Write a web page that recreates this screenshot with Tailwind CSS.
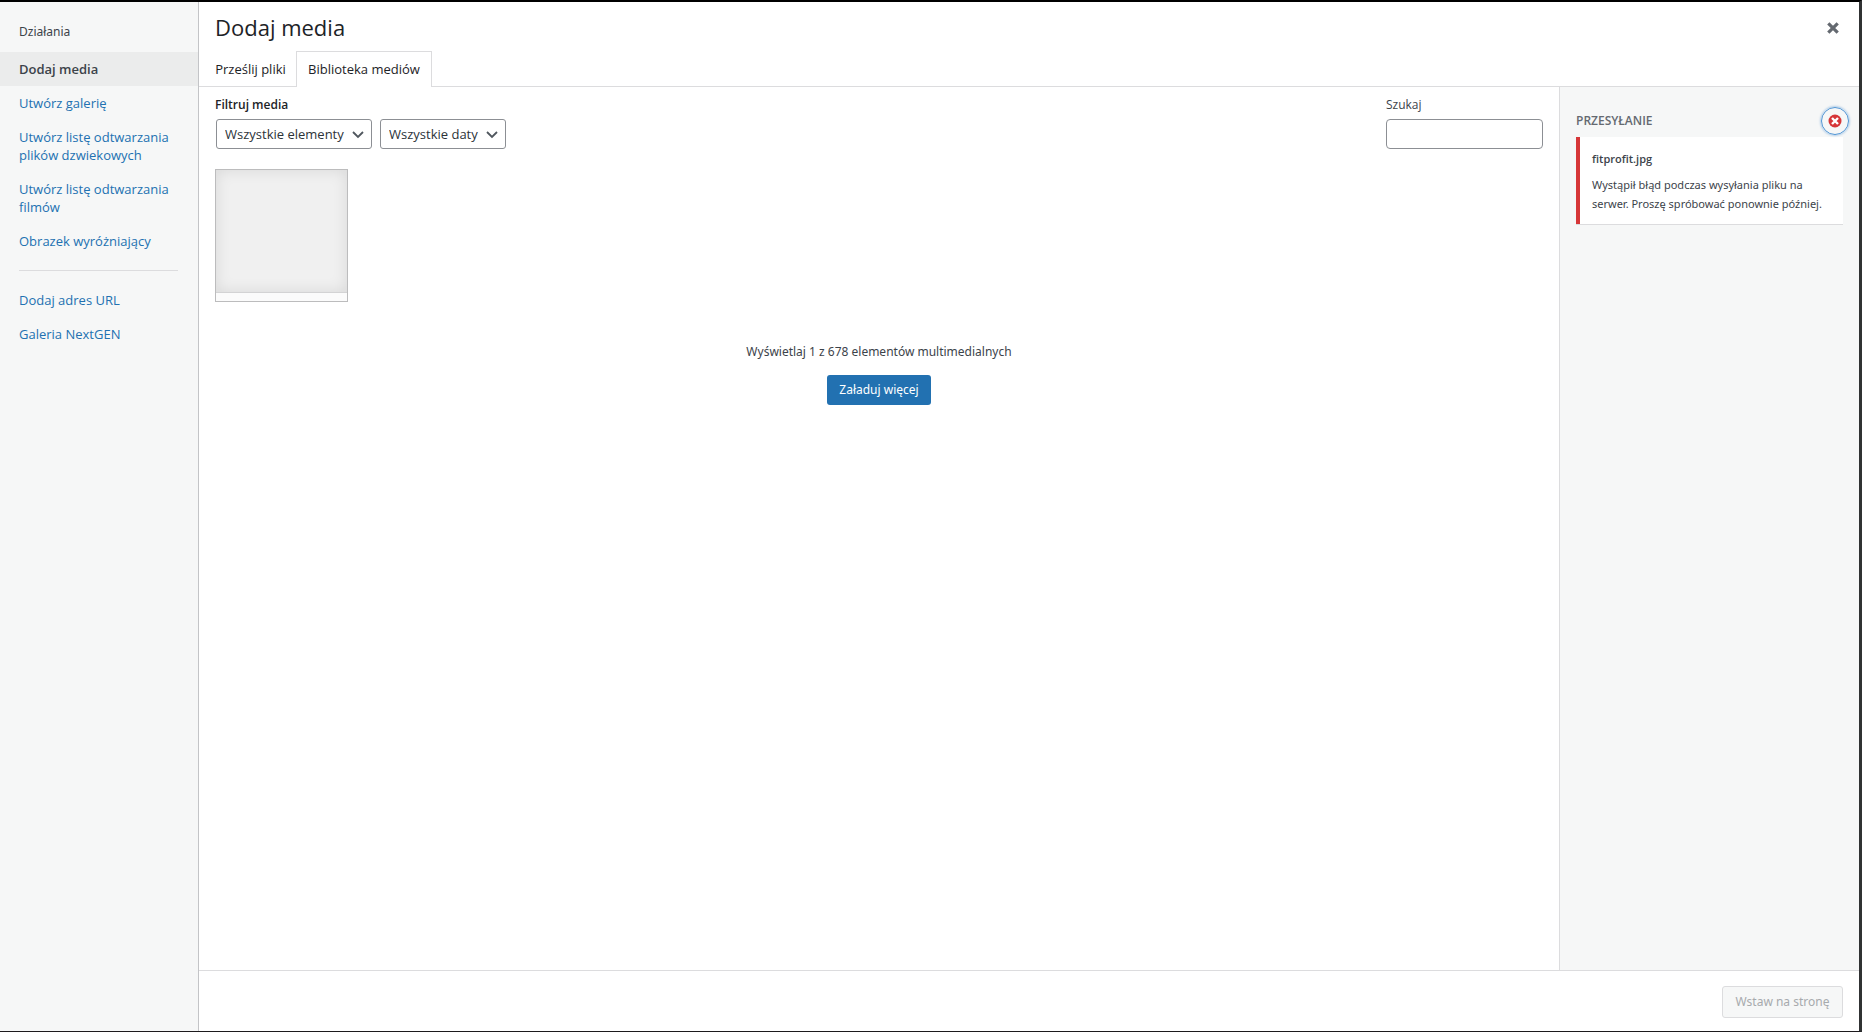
<!DOCTYPE html>
<html lang="pl">
<head>
<meta charset="utf-8">
<meta name="viewport" content="width=device-width, initial-scale=1">
<title>Dodaj media</title>
<script src="https://cdn.jsdelivr.net/npm/@tailwindcss/browser@4"></script>
</head>
<body class="bg-[#1d2023] font-['Open_Sans','Noto_Sans',sans-serif] text-[13px] leading-[18px] text-[#3c434a]">
<div class="flex h-screen flex-col border-t-2 border-r-[3px] border-b border-t-black border-r-[#303233] border-b-[#1d1a1d]">
  <div class="flex min-h-0 grow bg-white">

    <aside class="w-[199px] shrink-0 border-r border-[#c3c4c7] bg-[#f6f7f7]">
      <h2 class="px-[19px] pt-[21px] pb-[11px] font-['Noto_Sans',sans-serif] text-[12px]">Działania</h2>
      <nav class="flex flex-col text-[#2271b1]">
        <a href="#" class="bg-[#ebecec] px-[19px] py-2 font-semibold text-[#3c434a]">Dodaj media</a>
        <a href="#" class="px-[19px] py-2">Utwórz galerię</a>
        <a href="#" class="px-[19px] py-2">Utwórz listę odtwarzania plików dzwiekowych</a>
        <a href="#" class="px-[19px] py-2">Utwórz listę odtwarzania filmów</a>
        <a href="#" class="px-[19px] py-2">Obrazek wyróżniający</a>
        <hr class="my-3 mr-5 ml-[19px] border-[#dcdcde]">
        <a href="#" class="px-[19px] py-2">Dodaj adres URL</a>
        <a href="#" class="px-[19px] py-2">Galeria NextGEN</a>
      </nav>
    </aside>

    <main class="flex min-w-0 grow flex-col">
      <header class="flex items-start justify-between pr-4 pl-4">
        <h1 class="h-[49px] pt-[9px] text-[22px] leading-8 font-medium text-[#1d2327]">Dodaj media</h1>
        <button aria-label="Zamknij" class="mt-4 flex size-5 items-center justify-center">
          <svg viewBox="0 0 12 12" class="size-3" fill="none" stroke="#646970" stroke-width="3.2"><path d="M1.3 1.3 10.7 10.7M10.7 1.3 1.3 10.7"/></svg>
        </button>
      </header>
      <div role="tablist" class="flex h-9 shrink-0 border-b border-[#dcdcde] pl-1.5">
        <button role="tab" class="h-9 w-[91px] pb-px text-[#1d2327]">Prześlij pliki</button>
        <button role="tab" aria-selected="true" class="h-9 w-[136px] border border-b-0 border-[#dcdcde] bg-white pb-0.5 text-[#1d2327]">Biblioteka mediów</button>
      </div>

      <div class="flex min-h-0 grow">
        <section class="flex min-w-0 grow flex-col px-4 pt-[9px]">
          <div class="flex justify-between">
            <div>
              <h2 class="mb-[5px] text-[12px] font-semibold text-[#1d2327]">Filtruj media</h2>
              <div class="flex gap-2 pl-px text-[#2c3338]">
                <div class="relative">
                  <select aria-label="Filtruj według typu" class="h-[30px] w-[156px] appearance-none rounded-[3px] border border-[#8c8f94] bg-white pl-2"><option>Wszystkie elementy</option></select>
                  <svg viewBox="0 0 12 8" class="pointer-events-none absolute top-3 right-2 h-2 w-3" fill="none" stroke="#50575e" stroke-width="1.8"><path d="m1 1 5 5 5-5"/></svg>
                </div>
                <div class="relative">
                  <select aria-label="Filtruj według daty" class="h-[30px] w-[126px] appearance-none rounded-[3px] border border-[#8c8f94] bg-white pl-2"><option>Wszystkie daty</option></select>
                  <svg viewBox="0 0 12 8" class="pointer-events-none absolute top-3 right-2 h-2 w-3" fill="none" stroke="#50575e" stroke-width="1.8"><path d="m1 1 5 5 5-5"/></svg>
                </div>
              </div>
            </div>
            <div class="flex flex-col">
              <label for="search" class="mb-[5px] text-[12px]">Szukaj</label>
              <input id="search" type="search" class="h-[30px] w-[157px] rounded-[4px] border border-[#8c8f94] bg-white px-2">
            </div>
          </div>

          <ul class="mt-5 flex">
            <li class="flex size-[133px] flex-col border border-[#bcbcbd] bg-[#fbfbfb]">
              <div class="grow border-b border-[#d3d3d4] bg-[#f0f0f0] shadow-[inset_0_0_15px_rgba(0,0,0,0.1)]"></div>
              <div class="h-2"></div>
            </li>
          </ul>

          <div class="mt-[41px] flex flex-col items-center gap-3.5">
            <p class="font-['Noto_Sans',sans-serif] text-[12px]">Wyświetlaj 1 z 678 elementów multimedialnych</p>
            <button class="h-[30px] w-[104px] rounded-[3px] bg-[#2271b1] font-['Noto_Sans',sans-serif] text-[12px] text-white">Załaduj więcej</button>
          </div>
        </section>

        <aside class="w-[300px] shrink-0 border-l border-[#dcdcde] bg-[#f6f7f7] pr-4 pl-4">
          <div class="relative mt-[25px] mb-[7px] flex items-center">
            <h2 class="text-[12px] font-semibold text-[#646970]">PRZESYŁANIE</h2>
            <button aria-label="Zamknij błędy" class="absolute -top-[5px] -right-1.5 flex size-7 items-center justify-center rounded-full border border-[#4f94d4] shadow-[0_0_2px_1px_rgba(79,148,212,0.4)]">
              <svg viewBox="0 0 14 14" class="size-3.5"><circle cx="7" cy="7" r="6.5" fill="#d63638"/><path d="M4 4 10 10M10 4 4 10" stroke="#fff" stroke-width="2.4"/></svg>
            </button>
          </div>
          <div class="border-b border-[#dcdcde]">
            <div class="border-l-4 border-[#d63638] bg-white px-3 pt-[13px] pb-[11px]">
              <p class="mb-[7px] text-[11px] font-semibold">fitprofit.jpg</p>
              <p class="font-['Noto_Sans',sans-serif] text-[11px] leading-[19px]">Wystąpił błąd podczas wysyłania pliku na serwer. Proszę spróbować ponownie później.</p>
            </div>
          </div>
        </aside>
      </div>

      <footer class="flex h-[61px] shrink-0 items-start justify-end border-t border-[#dcdcde] pt-[15px] pr-4">
        <button disabled class="h-8 w-[121px] rounded-[3px] border border-[#dcdcde] bg-[#f6f7f7] font-['Noto_Sans',sans-serif] text-[12px] text-[#a7aaad]">Wstaw na stronę</button>
      </footer>
    </main>
  </div>
</div>
</body>
</html>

Required task: Take the listing above and restate it word for word, without its pictures.

Result of this task:
Write a web page that recreates this screenshot with Tailwind CSS.
<!DOCTYPE html>
<html lang="pl">
<head>
<meta charset="utf-8">
<meta name="viewport" content="width=device-width, initial-scale=1">
<title>Dodaj media</title>
<script src="https://cdn.jsdelivr.net/npm/@tailwindcss/browser@4"></script>
</head>
<body class="bg-[#1d2023] font-['Open_Sans','Noto_Sans',sans-serif] text-[13px] leading-[18px] text-[#3c434a]">
<div class="flex h-screen flex-col border-t-2 border-r-[3px] border-b border-t-black border-r-[#303233] border-b-[#1d1a1d]">
  <div class="flex min-h-0 grow bg-white">

    <aside class="w-[199px] shrink-0 border-r border-[#c3c4c7] bg-[#f6f7f7]">
      <h2 class="px-[19px] pt-[21px] pb-[11px] font-['Noto_Sans',sans-serif] text-[12px]">Działania</h2>
      <nav class="flex flex-col text-[#2271b1]">
        <a href="#" class="bg-[#ebecec] px-[19px] py-2 font-semibold text-[#3c434a]">Dodaj media</a>
        <a href="#" class="px-[19px] py-2">Utwórz galerię</a>
        <a href="#" class="px-[19px] py-2">Utwórz listę odtwarzania plików dzwiekowych</a>
        <a href="#" class="px-[19px] py-2">Utwórz listę odtwarzania filmów</a>
        <a href="#" class="px-[19px] py-2">Obrazek wyróżniający</a>
        <hr class="my-3 mr-5 ml-[19px] border-[#dcdcde]">
        <a href="#" class="px-[19px] py-2">Dodaj adres URL</a>
        <a href="#" class="px-[19px] py-2">Galeria NextGEN</a>
      </nav>
    </aside>

    <main class="flex min-w-0 grow flex-col">
      <header class="flex items-start justify-between pr-4 pl-4">
        <h1 class="h-[49px] pt-[9px] text-[22px] leading-8 font-medium text-[#1d2327]">Dodaj media</h1>
        <button aria-label="Zamknij" class="mt-4 flex size-5 items-center justify-center">
          <svg viewBox="0 0 12 12" class="size-3" fill="none" stroke="#646970" stroke-width="3.2"><path d="M1.3 1.3 10.7 10.7M10.7 1.3 1.3 10.7"/></svg>
        </button>
      </header>
      <div role="tablist" class="flex h-9 shrink-0 border-b border-[#dcdcde] pl-1.5">
        <button role="tab" class="h-9 w-[91px] pb-px text-[#1d2327]">Prześlij pliki</button>
        <button role="tab" aria-selected="true" class="h-9 w-[136px] border border-b-0 border-[#dcdcde] bg-white pb-0.5 text-[#1d2327]">Biblioteka mediów</button>
      </div>

      <div class="flex min-h-0 grow">
        <section class="flex min-w-0 grow flex-col px-4 pt-[9px]">
          <div class="flex justify-between">
            <div>
              <h2 class="mb-[5px] text-[12px] font-semibold text-[#1d2327]">Filtruj media</h2>
              <div class="flex gap-2 pl-px text-[#2c3338]">
                <div class="relative">
                  <select aria-label="Filtruj według typu" class="h-[30px] w-[156px] appearance-none rounded-[3px] border border-[#8c8f94] bg-white pl-2"><option>Wszystkie elementy</option></select>
                  <svg viewBox="0 0 12 8" class="pointer-events-none absolute top-3 right-2 h-2 w-3" fill="none" stroke="#50575e" stroke-width="1.8"><path d="m1 1 5 5 5-5"/></svg>
                </div>
                <div class="relative">
                  <select aria-label="Filtruj według daty" class="h-[30px] w-[126px] appearance-none rounded-[3px] border border-[#8c8f94] bg-white pl-2"><option>Wszystkie daty</option></select>
                  <svg viewBox="0 0 12 8" class="pointer-events-none absolute top-3 right-2 h-2 w-3" fill="none" stroke="#50575e" stroke-width="1.8"><path d="m1 1 5 5 5-5"/></svg>
                </div>
              </div>
            </div>
            <div class="flex flex-col">
              <label for="search" class="mb-[5px] text-[12px]">Szukaj</label>
              <input id="search" type="search" class="h-[30px] w-[157px] rounded-[4px] border border-[#8c8f94] bg-white px-2">
            </div>
          </div>

          <ul class="mt-5 flex">
            <li class="flex size-[133px] flex-col border border-[#bcbcbd] bg-[#fbfbfb]">
              <div class="grow border-b border-[#d3d3d4] bg-[#f0f0f0] shadow-[inset_0_0_15px_rgba(0,0,0,0.1)]"></div>
              <div class="h-2"></div>
            </li>
          </ul>

          <div class="mt-[41px] flex flex-col items-center gap-3.5">
            <p class="font-['Noto_Sans',sans-serif] text-[12px]">Wyświetlaj 1 z 678 elementów multimedialnych</p>
            <button class="h-[30px] w-[104px] rounded-[3px] bg-[#2271b1] font-['Noto_Sans',sans-serif] text-[12px] text-white">Załaduj więcej</button>
          </div>
        </section>

        <aside class="w-[300px] shrink-0 border-l border-[#dcdcde] bg-[#f6f7f7] pr-4 pl-4">
          <div class="relative mt-[25px] mb-[7px] flex items-center">
            <h2 class="text-[12px] font-semibold text-[#646970]">PRZESYŁANIE</h2>
            <button aria-label="Zamknij błędy" class="absolute -top-[5px] -right-1.5 flex size-7 items-center justify-center rounded-full border border-[#4f94d4] shadow-[0_0_2px_1px_rgba(79,148,212,0.4)]">
              <svg viewBox="0 0 14 14" class="size-3.5"><circle cx="7" cy="7" r="6.5" fill="#d63638"/><path d="M4 4 10 10M10 4 4 10" stroke="#fff" stroke-width="2.4"/></svg>
            </button>
          </div>
          <div class="border-b border-[#dcdcde]">
            <div class="border-l-4 border-[#d63638] bg-white px-3 pt-[13px] pb-[11px]">
              <p class="mb-[7px] text-[11px] font-semibold">fitprofit.jpg</p>
              <p class="font-['Noto_Sans',sans-serif] text-[11px] leading-[19px]">Wystąpił błąd podczas wysyłania pliku na serwer. Proszę spróbować ponownie później.</p>
            </div>
          </div>
        </aside>
      </div>

      <footer class="flex h-[61px] shrink-0 items-start justify-end border-t border-[#dcdcde] pt-[15px] pr-4">
        <button disabled class="h-8 w-[121px] rounded-[3px] border border-[#dcdcde] bg-[#f6f7f7] font-['Noto_Sans',sans-serif] text-[12px] text-[#a7aaad]">Wstaw na stronę</button>
      </footer>
    </main>
  </div>
</div>
</body>
</html>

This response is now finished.